## Start
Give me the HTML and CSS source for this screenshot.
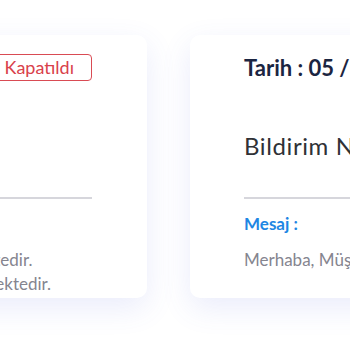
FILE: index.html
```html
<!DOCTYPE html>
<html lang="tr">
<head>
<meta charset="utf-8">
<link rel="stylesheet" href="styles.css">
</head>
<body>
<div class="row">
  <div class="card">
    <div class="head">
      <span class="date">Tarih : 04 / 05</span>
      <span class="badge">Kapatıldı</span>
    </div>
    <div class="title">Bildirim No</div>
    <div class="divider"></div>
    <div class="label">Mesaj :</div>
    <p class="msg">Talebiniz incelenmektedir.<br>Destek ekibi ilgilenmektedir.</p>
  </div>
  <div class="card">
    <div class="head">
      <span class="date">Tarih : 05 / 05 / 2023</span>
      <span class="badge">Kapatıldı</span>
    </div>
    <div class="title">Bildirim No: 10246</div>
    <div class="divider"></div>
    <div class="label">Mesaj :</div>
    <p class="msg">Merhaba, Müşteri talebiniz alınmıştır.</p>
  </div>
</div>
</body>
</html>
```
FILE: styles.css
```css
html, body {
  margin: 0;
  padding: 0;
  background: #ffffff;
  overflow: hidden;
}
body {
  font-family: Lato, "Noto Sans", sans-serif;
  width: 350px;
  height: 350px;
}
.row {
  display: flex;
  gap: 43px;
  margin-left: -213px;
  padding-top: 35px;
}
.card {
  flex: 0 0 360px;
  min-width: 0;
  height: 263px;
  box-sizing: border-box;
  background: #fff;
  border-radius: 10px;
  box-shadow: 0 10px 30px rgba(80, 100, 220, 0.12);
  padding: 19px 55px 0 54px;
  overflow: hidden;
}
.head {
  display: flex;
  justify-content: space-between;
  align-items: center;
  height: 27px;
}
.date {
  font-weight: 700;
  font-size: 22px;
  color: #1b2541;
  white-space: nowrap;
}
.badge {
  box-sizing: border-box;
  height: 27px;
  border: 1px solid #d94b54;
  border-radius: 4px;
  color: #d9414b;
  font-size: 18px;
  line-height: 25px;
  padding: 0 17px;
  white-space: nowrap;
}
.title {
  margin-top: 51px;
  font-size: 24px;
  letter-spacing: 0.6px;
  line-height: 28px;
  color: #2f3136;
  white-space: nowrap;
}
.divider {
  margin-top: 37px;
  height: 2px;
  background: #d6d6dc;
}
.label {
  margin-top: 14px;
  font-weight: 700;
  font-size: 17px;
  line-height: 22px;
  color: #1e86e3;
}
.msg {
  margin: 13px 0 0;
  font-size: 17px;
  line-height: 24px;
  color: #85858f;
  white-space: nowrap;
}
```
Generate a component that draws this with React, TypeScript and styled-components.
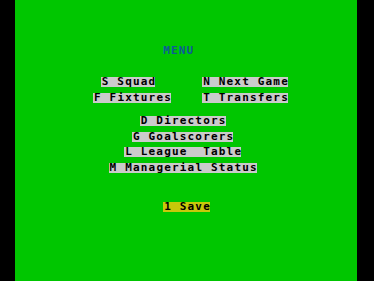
## End
## Start
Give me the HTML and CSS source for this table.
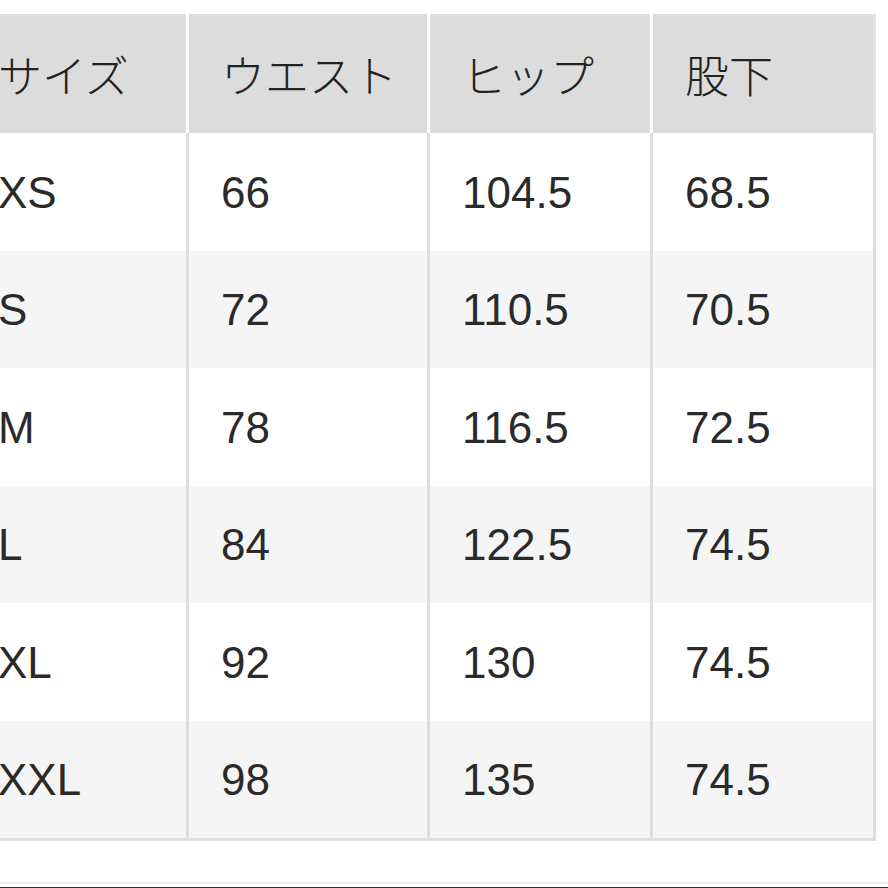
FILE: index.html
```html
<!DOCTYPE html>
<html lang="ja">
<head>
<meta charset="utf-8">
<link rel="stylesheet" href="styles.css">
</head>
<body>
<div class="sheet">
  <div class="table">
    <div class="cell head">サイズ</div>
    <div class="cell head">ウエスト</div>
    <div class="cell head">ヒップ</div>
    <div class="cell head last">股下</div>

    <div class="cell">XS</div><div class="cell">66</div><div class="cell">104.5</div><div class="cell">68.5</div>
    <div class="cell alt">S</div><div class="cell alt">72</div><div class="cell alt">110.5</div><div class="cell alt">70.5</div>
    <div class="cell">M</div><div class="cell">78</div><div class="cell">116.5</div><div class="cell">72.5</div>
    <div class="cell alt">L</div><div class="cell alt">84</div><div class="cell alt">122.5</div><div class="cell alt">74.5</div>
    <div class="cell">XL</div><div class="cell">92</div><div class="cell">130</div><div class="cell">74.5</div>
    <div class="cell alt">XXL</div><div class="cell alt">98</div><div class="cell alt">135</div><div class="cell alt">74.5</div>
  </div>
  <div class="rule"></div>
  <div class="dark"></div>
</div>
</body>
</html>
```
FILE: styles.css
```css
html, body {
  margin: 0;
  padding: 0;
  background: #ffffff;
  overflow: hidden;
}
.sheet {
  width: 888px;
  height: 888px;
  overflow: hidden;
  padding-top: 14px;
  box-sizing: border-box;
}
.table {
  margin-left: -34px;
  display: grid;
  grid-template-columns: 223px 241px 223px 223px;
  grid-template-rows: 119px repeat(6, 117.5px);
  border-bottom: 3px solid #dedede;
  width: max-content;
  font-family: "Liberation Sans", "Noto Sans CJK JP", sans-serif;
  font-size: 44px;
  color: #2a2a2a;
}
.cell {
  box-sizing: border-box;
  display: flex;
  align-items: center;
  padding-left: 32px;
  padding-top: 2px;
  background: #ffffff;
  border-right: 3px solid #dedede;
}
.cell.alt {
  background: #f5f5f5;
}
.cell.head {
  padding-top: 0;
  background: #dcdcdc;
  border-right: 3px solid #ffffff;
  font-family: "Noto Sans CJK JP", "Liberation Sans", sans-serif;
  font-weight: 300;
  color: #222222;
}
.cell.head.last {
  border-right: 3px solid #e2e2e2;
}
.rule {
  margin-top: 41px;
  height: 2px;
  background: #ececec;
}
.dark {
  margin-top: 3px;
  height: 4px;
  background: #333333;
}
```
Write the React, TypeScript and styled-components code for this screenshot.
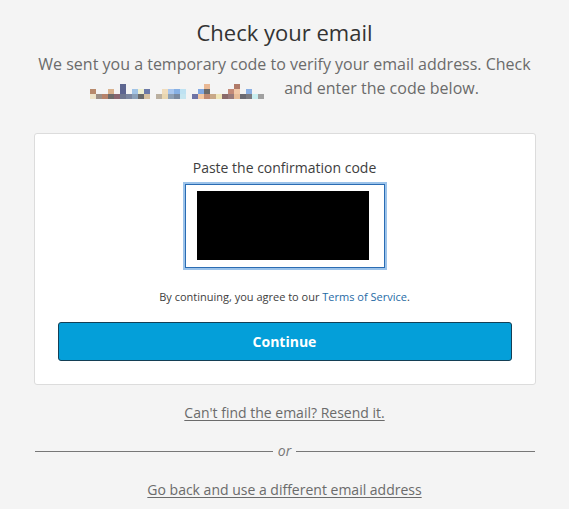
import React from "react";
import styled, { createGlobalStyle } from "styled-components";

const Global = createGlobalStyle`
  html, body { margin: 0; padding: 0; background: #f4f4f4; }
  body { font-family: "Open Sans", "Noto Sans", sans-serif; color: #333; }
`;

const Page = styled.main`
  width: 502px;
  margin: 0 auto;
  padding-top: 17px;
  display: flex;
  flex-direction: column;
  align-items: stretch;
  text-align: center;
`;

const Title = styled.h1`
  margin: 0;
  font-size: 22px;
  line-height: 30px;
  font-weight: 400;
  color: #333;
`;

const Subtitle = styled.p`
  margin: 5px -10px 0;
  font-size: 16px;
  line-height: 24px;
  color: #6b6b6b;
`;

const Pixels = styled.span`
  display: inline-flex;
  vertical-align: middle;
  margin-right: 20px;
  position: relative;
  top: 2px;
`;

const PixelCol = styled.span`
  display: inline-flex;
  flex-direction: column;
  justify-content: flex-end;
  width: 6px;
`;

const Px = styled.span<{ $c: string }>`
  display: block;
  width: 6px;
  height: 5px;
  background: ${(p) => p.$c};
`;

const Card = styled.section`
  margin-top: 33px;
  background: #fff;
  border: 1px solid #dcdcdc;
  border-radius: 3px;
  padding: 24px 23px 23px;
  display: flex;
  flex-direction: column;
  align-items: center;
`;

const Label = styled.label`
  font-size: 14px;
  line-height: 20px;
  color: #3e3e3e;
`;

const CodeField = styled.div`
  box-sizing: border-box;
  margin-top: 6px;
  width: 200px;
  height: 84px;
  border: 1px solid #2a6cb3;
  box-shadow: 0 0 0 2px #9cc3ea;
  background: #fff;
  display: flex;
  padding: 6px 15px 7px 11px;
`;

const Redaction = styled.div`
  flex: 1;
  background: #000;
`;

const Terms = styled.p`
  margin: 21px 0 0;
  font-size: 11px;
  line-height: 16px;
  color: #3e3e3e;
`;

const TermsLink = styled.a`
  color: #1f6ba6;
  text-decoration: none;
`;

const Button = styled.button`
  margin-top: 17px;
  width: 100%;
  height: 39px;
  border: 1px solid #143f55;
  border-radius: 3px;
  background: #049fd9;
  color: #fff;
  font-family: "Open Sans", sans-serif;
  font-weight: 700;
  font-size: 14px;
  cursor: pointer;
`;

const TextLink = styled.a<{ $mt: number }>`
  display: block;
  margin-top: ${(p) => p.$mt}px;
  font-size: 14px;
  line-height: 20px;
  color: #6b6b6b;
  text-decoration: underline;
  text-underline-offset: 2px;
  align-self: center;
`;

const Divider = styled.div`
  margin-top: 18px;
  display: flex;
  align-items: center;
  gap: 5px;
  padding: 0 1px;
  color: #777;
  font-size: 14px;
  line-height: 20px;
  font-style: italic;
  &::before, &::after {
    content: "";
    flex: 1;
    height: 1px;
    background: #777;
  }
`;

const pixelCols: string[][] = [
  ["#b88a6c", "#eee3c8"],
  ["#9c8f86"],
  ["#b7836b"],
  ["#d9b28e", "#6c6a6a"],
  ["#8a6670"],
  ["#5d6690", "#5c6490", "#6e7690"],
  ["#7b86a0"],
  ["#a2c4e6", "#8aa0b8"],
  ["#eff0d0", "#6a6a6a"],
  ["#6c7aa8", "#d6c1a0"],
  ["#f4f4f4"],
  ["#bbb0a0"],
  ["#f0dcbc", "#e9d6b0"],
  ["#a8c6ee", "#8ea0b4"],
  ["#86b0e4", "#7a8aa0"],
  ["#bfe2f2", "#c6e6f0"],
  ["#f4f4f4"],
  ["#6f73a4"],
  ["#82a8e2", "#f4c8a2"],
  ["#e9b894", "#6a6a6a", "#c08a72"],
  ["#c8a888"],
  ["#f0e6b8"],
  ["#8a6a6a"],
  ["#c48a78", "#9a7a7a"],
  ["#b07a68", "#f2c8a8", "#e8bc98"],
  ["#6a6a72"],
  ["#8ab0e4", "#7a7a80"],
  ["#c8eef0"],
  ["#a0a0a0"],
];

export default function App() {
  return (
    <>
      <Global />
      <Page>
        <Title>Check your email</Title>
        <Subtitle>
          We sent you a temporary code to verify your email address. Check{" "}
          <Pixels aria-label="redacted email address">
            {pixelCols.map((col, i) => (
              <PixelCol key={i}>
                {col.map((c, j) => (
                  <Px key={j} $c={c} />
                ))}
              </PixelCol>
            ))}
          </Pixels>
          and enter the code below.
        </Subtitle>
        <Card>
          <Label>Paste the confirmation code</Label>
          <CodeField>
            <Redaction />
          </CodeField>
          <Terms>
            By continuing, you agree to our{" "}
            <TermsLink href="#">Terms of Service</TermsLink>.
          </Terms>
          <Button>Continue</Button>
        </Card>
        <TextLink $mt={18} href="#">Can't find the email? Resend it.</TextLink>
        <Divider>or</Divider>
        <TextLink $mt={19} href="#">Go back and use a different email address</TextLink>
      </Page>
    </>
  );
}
## End
## Start
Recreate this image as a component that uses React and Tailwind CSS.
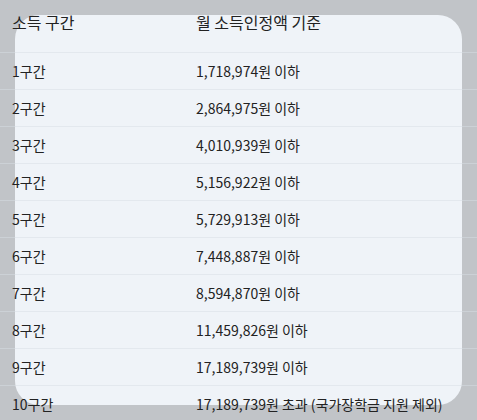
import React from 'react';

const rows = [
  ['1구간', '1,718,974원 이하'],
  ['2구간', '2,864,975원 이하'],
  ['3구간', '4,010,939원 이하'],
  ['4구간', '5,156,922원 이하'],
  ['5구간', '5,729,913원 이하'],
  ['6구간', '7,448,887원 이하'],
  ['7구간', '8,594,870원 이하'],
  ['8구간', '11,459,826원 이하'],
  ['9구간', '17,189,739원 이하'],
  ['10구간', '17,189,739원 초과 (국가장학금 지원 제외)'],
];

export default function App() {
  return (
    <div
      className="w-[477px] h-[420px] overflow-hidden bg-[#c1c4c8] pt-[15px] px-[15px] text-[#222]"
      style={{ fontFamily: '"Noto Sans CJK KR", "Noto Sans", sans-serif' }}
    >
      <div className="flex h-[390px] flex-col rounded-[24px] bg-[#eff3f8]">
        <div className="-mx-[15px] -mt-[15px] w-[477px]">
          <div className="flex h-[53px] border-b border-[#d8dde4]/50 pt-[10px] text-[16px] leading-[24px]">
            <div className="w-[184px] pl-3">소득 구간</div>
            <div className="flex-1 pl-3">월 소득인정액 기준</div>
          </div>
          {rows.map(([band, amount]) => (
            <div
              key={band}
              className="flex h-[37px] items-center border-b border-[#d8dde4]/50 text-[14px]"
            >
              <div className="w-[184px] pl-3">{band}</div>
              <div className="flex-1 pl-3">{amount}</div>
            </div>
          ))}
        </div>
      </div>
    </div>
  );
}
## End
EXERCISE BRIEF:
Copy every line of the listing that includes the string "Give".

FINISHED TASK:
Give me the HTML and CSS source for this screenshot.
Give me the HTML and CSS source for this table.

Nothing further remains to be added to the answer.